Kaplan noted the airline employs 14,000 people, and creates nearly $16 billion in economic output in New Jersey. Speaking in a packed room before the Assembly Transportation and Independent Authorities Committee, she launched a very thinly veiled threat.
“So I want to be very clear: We have choices, and we are looking at our choices and we grow in areas where we are able to facilitate the focus of our growth plan,” said Kaplan.
“We cannot afford to continue to tax our businesses and ask them to shoulder the burden of funding programs and initiatives in the state,” said Anthony Perry, director of government affairs for the Commerce and Industry Association of New Jersey.
But bill backers noted that United’s net income was $2.1 billion last year.

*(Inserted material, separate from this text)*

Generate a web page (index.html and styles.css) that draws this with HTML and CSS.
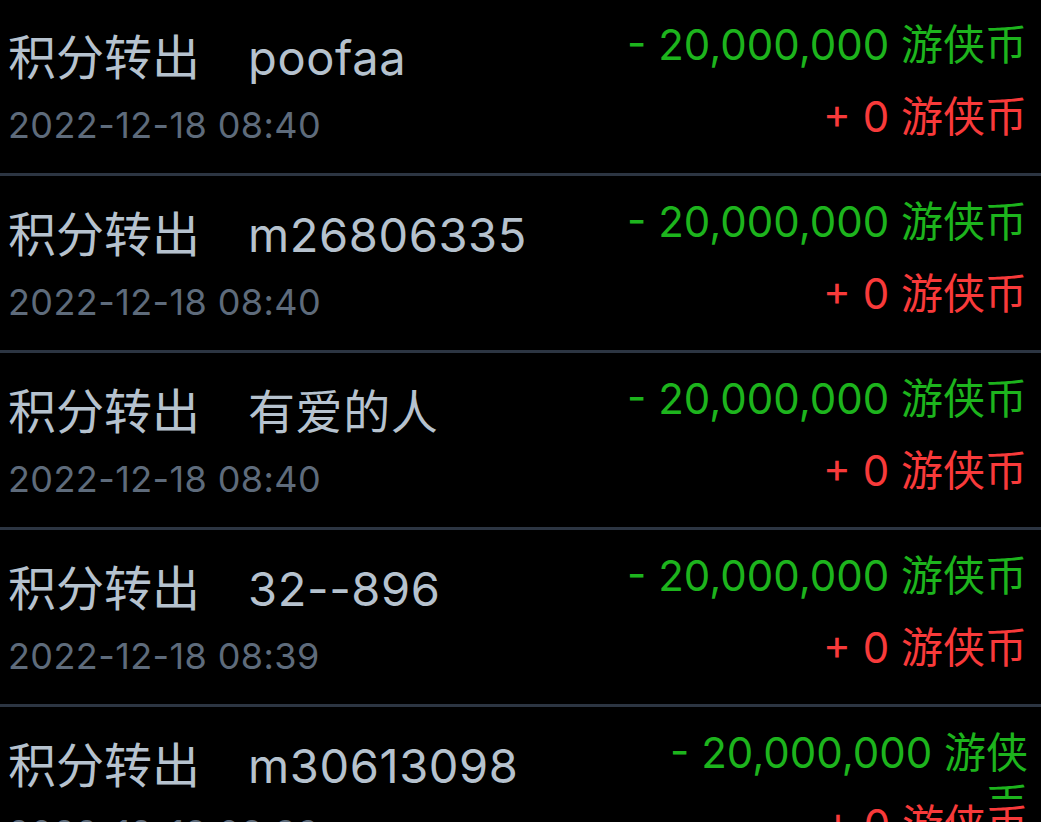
FILE: index.html
```html
<!DOCTYPE html>
<html lang="zh-CN">
<head>
    <meta charset="UTF-8">
    <meta name="viewport" content="width=device-width, initial-scale=1.0">
    <title>积分记录</title>
    <link rel="stylesheet" href="styles.css">
</head>
<body>
    <!-- 积分转出记录 -->
    <div class="record-list">
        <div class="record">
            <div class="record-left">
                <div class="record-title"><span class="record-type">积分转出</span><span class="record-target">poofaa</span></div>
                <div class="record-time">2022-12-18 08:40</div>
            </div>
            <div class="record-right">
                <div class="amount amount-out">- 20,000,000 <span class="coin">游侠币</span></div>
                <div class="amount amount-in">+ 0 <span class="coin">游侠币</span></div>
            </div>
        </div>

        <div class="record">
            <div class="record-left">
                <div class="record-title"><span class="record-type">积分转出</span><span class="record-target">m26806335</span></div>
                <div class="record-time">2022-12-18 08:40</div>
            </div>
            <div class="record-right">
                <div class="amount amount-out">- 20,000,000 <span class="coin">游侠币</span></div>
                <div class="amount amount-in">+ 0 <span class="coin">游侠币</span></div>
            </div>
        </div>

        <div class="record">
            <div class="record-left">
                <div class="record-title"><span class="record-type">积分转出</span><span class="record-target">有爱的人</span></div>
                <div class="record-time">2022-12-18 08:40</div>
            </div>
            <div class="record-right">
                <div class="amount amount-out">- 20,000,000 <span class="coin">游侠币</span></div>
                <div class="amount amount-in">+ 0 <span class="coin">游侠币</span></div>
            </div>
        </div>

        <div class="record">
            <div class="record-left">
                <div class="record-title"><span class="record-type">积分转出</span><span class="record-target">32--896</span></div>
                <div class="record-time">2022-12-18 08:39</div>
            </div>
            <div class="record-right">
                <div class="amount amount-out">- 20,000,000 <span class="coin">游侠币</span></div>
                <div class="amount amount-in">+ 0 <span class="coin">游侠币</span></div>
            </div>
        </div>

        <div class="record record-narrow">
            <div class="record-left">
                <div class="record-title"><span class="record-type">积分转出</span><span class="record-target">m30613098</span></div>
                <div class="record-time">2022-12-18 08:39</div>
            </div>
            <div class="record-right">
                <div class="amount amount-out">- 20,000,000 <span class="coin">游侠币</span></div>
                <div class="amount amount-in">+ 0 <span class="coin">游侠币</span></div>
            </div>
        </div>
    </div>
</body>
</html>
```

FILE: styles.css
```css
html, body {
    overflow: hidden;
}
body {
    margin: 0;
    padding: 0;
    background-color: #000; /* 黑色背景 */
    font-family: Inter, "Noto Sans CJK SC", sans-serif;
}
.record-list {
    margin-top: -1px;
}
.record {
    display: flex;
    justify-content: space-between;
    height: 174px;
    padding: 0 14px 0 8px;
    border-bottom: 3px solid #2c3542; /* 分隔线 */
}
.record-left {
    padding-top: 31px;
}
.record-title {
    color: #b6c2ce;
    font-size: 47px;
    line-height: 56px;
    letter-spacing: 0.6px;
    white-space: nowrap;
}
.record-type {
    font-size: 48px;
    letter-spacing: 0;
    margin-right: 48px;
}
.record-time {
    margin-top: 17px;
    color: #5e6b7b; /* 灰色时间 */
    font-size: 36px;
    line-height: 44px;
    letter-spacing: 0.4px;
}
.record-right {
    padding-top: 20px;
    text-align: right;
}
.amount {
    font-size: 42px;
    line-height: 51px;
    height: 51px;
    white-space: nowrap;
}
.amount-out {
    color: #1db41d; /* 绿色支出 */
}
.amount-in {
    margin-top: 21px;
    color: #f83a3a; /* 红色收入 */
    background-color: #000;
    position: relative;
}
.coin {
    font-size: 42px;
}
/* 最后一行右侧变窄，文字折行 */
.record-narrow {
    padding-right: 13px;
}
.record-narrow .record-right {
    width: 362px;
}
.record-narrow .amount-out {
    white-space: normal;
}
```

“I’m presuming that investment you guys have made, and thank you for that, has returned money to United’s bottom line? Hasn’t it? I mean, otherwise, I don’t think you would have made the investment,” said Assemblyman Herb Conaway.
“The reality is that this airline may end up paying more because they make the most money — billions of dollars out of their six most profitable routes in the nation,” said Analilia Mejia, executive direction of New Jersey Working Families Alliance. “They want to be in New Jersey because they make money in New Jersey.”
But the bill could run afoul of federal law, which specifies all projects funded by aviation taxes must be airport-related. Might that exclude the PATH train project?
“I’m bothered by the federal law. I’m really leaning toward no, but I may give an abstention at this time,” said Assemblywoman BettyLou DeCroce.
“The way the bill’s written, if that legality is in question, this jet fuel tax would have to go to other projects that are related to the airport,” said Assemblyman Dan Benson.
The bill got voted out of committee — eight yes votes, three no votes, and one abstention. With so many questions pending, it’s headed for a bumpy passage over to the Appropriations Committee.